EXERCISE OBJECTIVE:
Tally how many lines hold the string "styles". Your reply should be that number alone.

[Lines of data]
++++

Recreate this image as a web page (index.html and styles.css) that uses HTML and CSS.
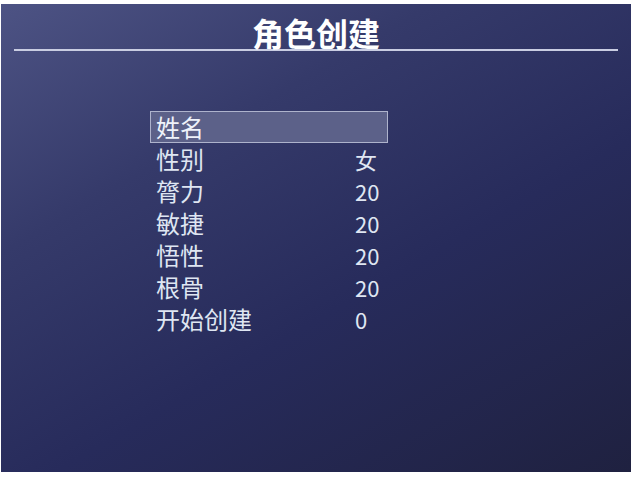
FILE: index.html
```html
<!DOCTYPE html>
<html lang="zh">
<head>
<meta charset="utf-8">
<title>角色创建</title>
<link rel="stylesheet" href="styles.css">
</head>
<body>
<div class="screen">
  <div class="header">
    <h1 class="title">角色创建</h1>
  </div>
  <ul class="menu">
    <li class="row selected"><span class="label">姓名</span><span class="value"></span></li>
    <li class="row"><span class="label">性别</span><span class="value">女</span></li>
    <li class="row"><span class="label">膂力</span><span class="value">20</span></li>
    <li class="row"><span class="label">敏捷</span><span class="value">20</span></li>
    <li class="row"><span class="label">悟性</span><span class="value">20</span></li>
    <li class="row"><span class="label">根骨</span><span class="value">20</span></li>
    <li class="row"><span class="label">开始创建</span><span class="value">0</span></li>
  </ul>
</div>
</body>
</html>
```
FILE: styles.css
```css
html, body {
  margin: 0;
  padding: 0;
  background: #ffffff;
}
body {
  padding: 4px 5px 5px 1px;
  font-family: "Noto Sans CJK SC", "Noto Sans", sans-serif;
}
.screen {
  width: 630px;
  height: 468px;
  background: linear-gradient(150deg, #4d5384 0%, #353a6a 30%, #272b5b 60%, #1f2140 100%);
  overflow: hidden;
  box-sizing: border-box;
  padding-top: 12px;
}
.header {
  margin: 0 13px;
  border-bottom: 2px solid #c9cde2;
  height: 33px;
  display: flex;
  justify-content: center;
}
.title {
  margin: 0;
  font-size: 32px;
  line-height: 32px;
  font-weight: 700;
  color: #ffffff;
}
.menu {
  list-style: none;
  margin: 60px 0 0 149px;
  padding: 0;
  width: 238px;
}
.row {
  display: flex;
  height: 32px;
  line-height: 32px;
  font-size: 24px;
  color: #dfe6f2;
  box-sizing: border-box;
  padding-left: 6px;
}
.row.selected {
  background: #5c6189;
  border: 1px solid #aeb3cc;
  padding-left: 5px;
  line-height: 30px;
  color: #eef2fa;
}
.label {
  width: 199px;
}
.value {
  font-size: 22px;
}
```
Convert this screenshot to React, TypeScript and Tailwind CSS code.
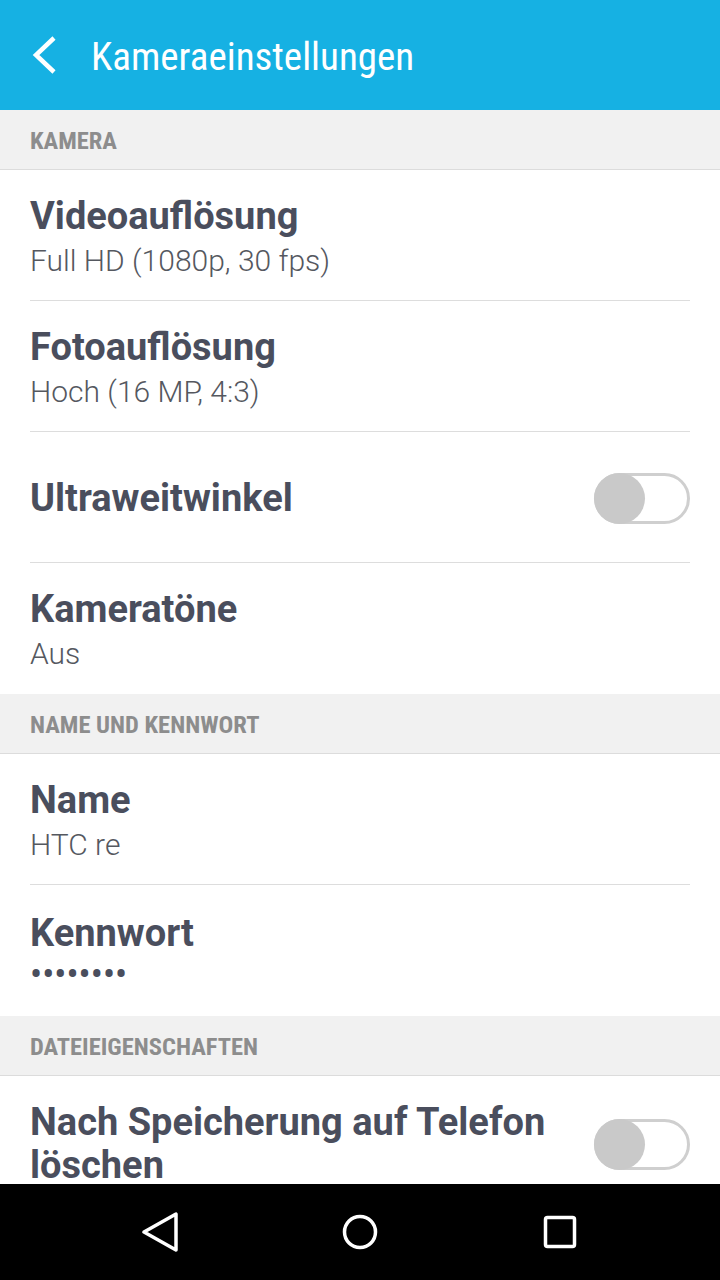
import React from "react";

const condensed = {
  fontFamily: '"Roboto Condensed", "Liberation Sans Narrow", Roboto, sans-serif',
};

type Item = {
  title: string;
  value?: string;
  toggle?: boolean;
  dots?: boolean;
};

type Section = {
  label: string;
  items: Item[];
};

const SECTIONS: Section[] = [
  {
    label: "KAMERA",
    items: [
      { title: "Videoauflösung", value: "Full HD (1080p, 30 fps)" },
      { title: "Fotoauflösung", value: "Hoch (16 MP, 4:3)" },
      { title: "Ultraweitwinkel", toggle: true },
      { title: "Kameratöne", value: "Aus" },
    ],
  },
  {
    label: "NAME UND KENNWORT",
    items: [
      { title: "Name", value: "HTC re" },
      { title: "Kennwort", dots: true },
    ],
  },
];

function Toggle() {
  return (
    <div className="relative h-[51px] w-[96px] shrink-0 rounded-full border-[3px] border-[#cfcfcf] bg-white">
      <div className="absolute -left-[3px] -top-[3px] h-[51px] w-[51px] rounded-full bg-[#c9c9c9]" />
    </div>
  );
}

function SectionHeader({ label }: { label: string }) {
  return (
    <div className="flex h-[60px] items-center border-b border-[#dcdcdc] bg-[#f1f1f1] px-[30px] pt-[3px]">
      <span
        className="text-[24.5px] font-bold text-[#8d8d8d]"
        style={condensed}
      >
        {label}
      </span>
    </div>
  );
}

function Row({ item, last }: { item: Item; last: boolean }) {
  return (
    <div className="px-[30px]">
      <div
        className={`flex h-[131px] items-center justify-between pt-[2px] ${
          last ? "" : "border-b border-[#dddddd]"
        }`}
      >
        <div className="flex flex-col">
          <span className="text-[38px] font-bold leading-[44px] text-[#4a4e5d]">
            {item.title}
          </span>
          {item.value && (
            <span className="mt-[5px] text-[30px] font-light leading-[36px] text-[#55585f]">
              {item.value}
            </span>
          )}
          {item.dots && (
            <span className="mt-[2px] text-[36px] leading-[36px] text-[#4a4e5d]">
              ••••••••
            </span>
          )}
        </div>
        {item.toggle && <Toggle />}
      </div>
    </div>
  );
}

export default function App() {
  return (
    <div
      className="flex h-[1280px] w-[720px] flex-col overflow-hidden bg-white"
      style={{ fontFamily: "Roboto, sans-serif" }}
    >
      <header className="flex h-[110px] shrink-0 items-center bg-[#16b1e3] pl-[30px]">
        <svg width="30" height="40" viewBox="0 0 30 40" fill="none">
          <path d="M24 3 L6 20 L24 37" stroke="white" strokeWidth="4.5" />
        </svg>
        <h1
          className="ml-[31px] pt-[4px] text-[39px] leading-none text-white"
          style={condensed}
        >
          Kameraeinstellungen
        </h1>
      </header>

      <main className="flex-1 overflow-hidden">
        {SECTIONS.map((section) => (
          <div key={section.label}>
            <SectionHeader label={section.label} />
            {section.items.map((item, i) => (
              <Row
                key={item.title}
                item={item}
                last={i === section.items.length - 1}
              />
            ))}
          </div>
        ))}
        <SectionHeader label="DATEIEIGENSCHAFTEN" />
        <div className="flex items-center justify-between px-[30px] pt-[25px]">
          <span className="w-[540px] text-[38px] font-bold leading-[43px] text-[#4a4e5d]">
            Nach Speicherung auf Telefon löschen
          </span>
          <Toggle />
        </div>
      </main>

      <nav className="flex h-[96px] shrink-0 items-center justify-center gap-[160px] bg-black">
        <svg width="40" height="40" viewBox="0 0 40 40" fill="none">
          <path
            d="M36 2 L36 38 L4 20 Z"
            stroke="white"
            strokeWidth="3.5"
            strokeLinejoin="round"
          />
        </svg>
        <svg width="40" height="40" viewBox="0 0 40 40" fill="none">
          <circle cx="20" cy="20" r="15.5" stroke="white" strokeWidth="3.5" />
        </svg>
        <svg width="40" height="40" viewBox="0 0 40 40" fill="none">
          <rect
            x="5.5"
            y="5.5"
            width="29"
            height="29"
            rx="2"
            stroke="white"
            strokeWidth="3.5"
          />
        </svg>
      </nav>
    </div>
  );
}
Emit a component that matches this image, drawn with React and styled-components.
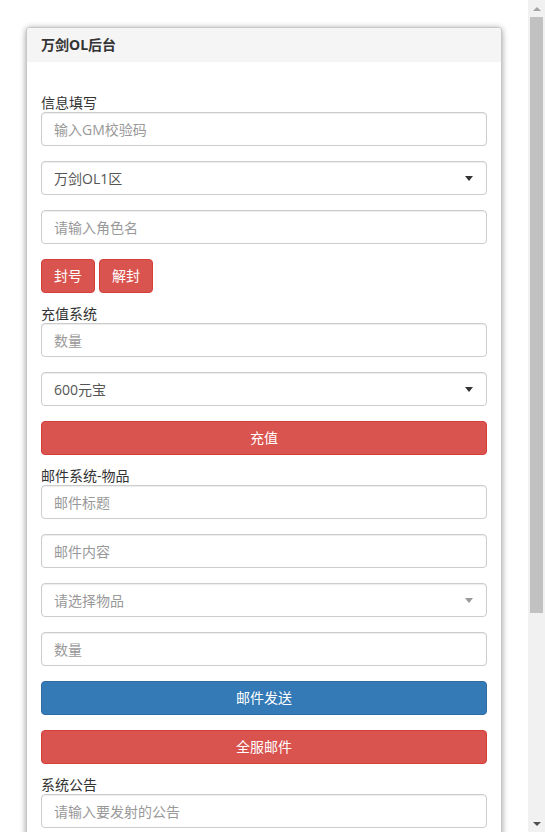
import styled, { createGlobalStyle } from "styled-components";

const GlobalStyle = createGlobalStyle`
  html, body {
    margin: 0;
    padding: 0;
    height: 100%;
    overflow: hidden;
    background: #fff;
  }
  body {
    font-family: "Open Sans", "Noto Sans CJK SC", sans-serif;
    font-size: 14px;
    color: #333;
  }
  * {
    box-sizing: border-box;
  }
`;

const Page = styled.div`
  display: flex;
  height: 100vh;
`;

const Main = styled.div`
  flex: 1;
  padding: 27px 26px 0;
  overflow: hidden;
`;

const Scrollbar = styled.div`
  width: 17px;
  background: #f1f1f1;
  display: flex;
  flex-direction: column;
`;

const ScrollArrow = styled.div`
  height: 17px;
  display: flex;
  align-items: center;
  justify-content: center;

  &::after {
    content: "";
    border-left: 4px solid transparent;
    border-right: 4px solid transparent;
    ${(props) =>
      props.down
        ? "border-top: 4px solid #505050;"
        : "border-bottom: 4px solid #a3a3a3;"}
  }
`;

const ScrollThumb = styled.div`
  height: 596px;
  margin: 0 2px;
  background: #c1c1c1;
`;

const ScrollTrack = styled.div`
  flex: 1;
`;

const Panel = styled.div`
  background: #fff;
  border: 1px solid #c8c8c8;
  border-radius: 4px;
  box-shadow: 0 1px 6px rgba(0, 0, 0, 0.4);
  min-height: 900px;
`;

const PanelHeading = styled.div`
  background: #f5f5f5;
  padding: 7px 14px;
  line-height: 20px;
  font-weight: bold;
  color: #333;
  border-radius: 3px 3px 0 0;
`;

const PanelBody = styled.div`
  padding: 30px 14px 15px;
`;

const Label = styled.div`
  padding-top: 2px;
  line-height: 18px;
  color: #333;
`;

const FormGroup = styled.div`
  margin-bottom: 15px;
  position: relative;
`;

const Input = styled.input`
  display: block;
  width: 100%;
  height: 34px;
  padding: 6px 12px;
  font: inherit;
  font-size: 14px;
  color: #555;
  background: #fff;
  border: 1px solid #ccc;
  border-radius: 4px;
  box-shadow: inset 0 1px 1px rgba(0, 0, 0, 0.075);
  outline: none;

  &::placeholder {
    color: #999;
  }
`;

const SelectBox = styled.select`
  display: block;
  width: 100%;
  height: 34px;
  padding: 6px 12px;
  font: inherit;
  font-size: 14px;
  color: ${(props) => (props.placeholder ? "#999" : "#555")};
  background: #fff;
  border: 1px solid #ccc;
  border-radius: 4px;
  box-shadow: inset 0 1px 1px rgba(0, 0, 0, 0.075);
  appearance: none;
  outline: none;
`;

const Caret = styled.span`
  position: absolute;
  right: 14px;
  top: 15px;
  border-left: 4px solid transparent;
  border-right: 4px solid transparent;
  border-top: 5px solid ${(props) => (props.muted ? "#999" : "#333")};
  pointer-events: none;
`;

const ButtonRow = styled.div`
  display: flex;
  gap: 4px;
  margin-bottom: 10px;
`;

const Button = styled.button`
  height: 34px;
  padding: 6px 12px;
  font: inherit;
  font-size: 14px;
  line-height: 20px;
  color: #fff;
  border-radius: 4px;
  border: 1px solid
    ${(props) => (props.variant === "primary" ? "#2e6da4" : "#d43f3a")};
  background: ${(props) =>
    props.variant === "primary" ? "#337ab7" : "#d9534f"};
  flex: ${(props) => (props.block ? 1 : "none")};
  cursor: pointer;
`;

const Select = ({ children, placeholder }) => (
  <FormGroup>
    <SelectBox placeholder={placeholder ? 1 : undefined} defaultValue="">
      <option value="">{children}</option>
    </SelectBox>
    <Caret muted={placeholder} />
  </FormGroup>
);

const Field = ({ placeholder }) => (
  <FormGroup>
    <Input placeholder={placeholder} />
  </FormGroup>
);

const App = () => {
  return (
    <Page>
      <GlobalStyle />
      <Main>
        <Panel>
          <PanelHeading>万剑OL后台</PanelHeading>
          <PanelBody>
            <Label>信息填写</Label>
            <Field placeholder="输入GM校验码" />
            <Select>万剑OL1区</Select>
            <Field placeholder="请输入角色名" />
            <ButtonRow>
              <Button>封号</Button>
              <Button>解封</Button>
            </ButtonRow>

            <Label>充值系统</Label>
            <Field placeholder="数量" />
            <Select>600元宝</Select>
            <ButtonRow>
              <Button block>充值</Button>
            </ButtonRow>

            <Label>邮件系统-物品</Label>
            <Field placeholder="邮件标题" />
            <Field placeholder="邮件内容" />
            <Select placeholder>请选择物品</Select>
            <Field placeholder="数量" />
            <FormGroup>
              <ButtonRow>
                <Button block variant="primary">
                  邮件发送
                </Button>
              </ButtonRow>
            </FormGroup>
            <ButtonRow>
              <Button block>全服邮件</Button>
            </ButtonRow>

            <Label>系统公告</Label>
            <Field placeholder="请输入要发射的公告" />
          </PanelBody>
        </Panel>
      </Main>
      <Scrollbar>
        <ScrollArrow />
        <ScrollThumb />
        <ScrollTrack />
        <ScrollArrow down />
      </Scrollbar>
    </Page>
  );
};

export default App;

++++

RESPONSE TO THE TASK:
3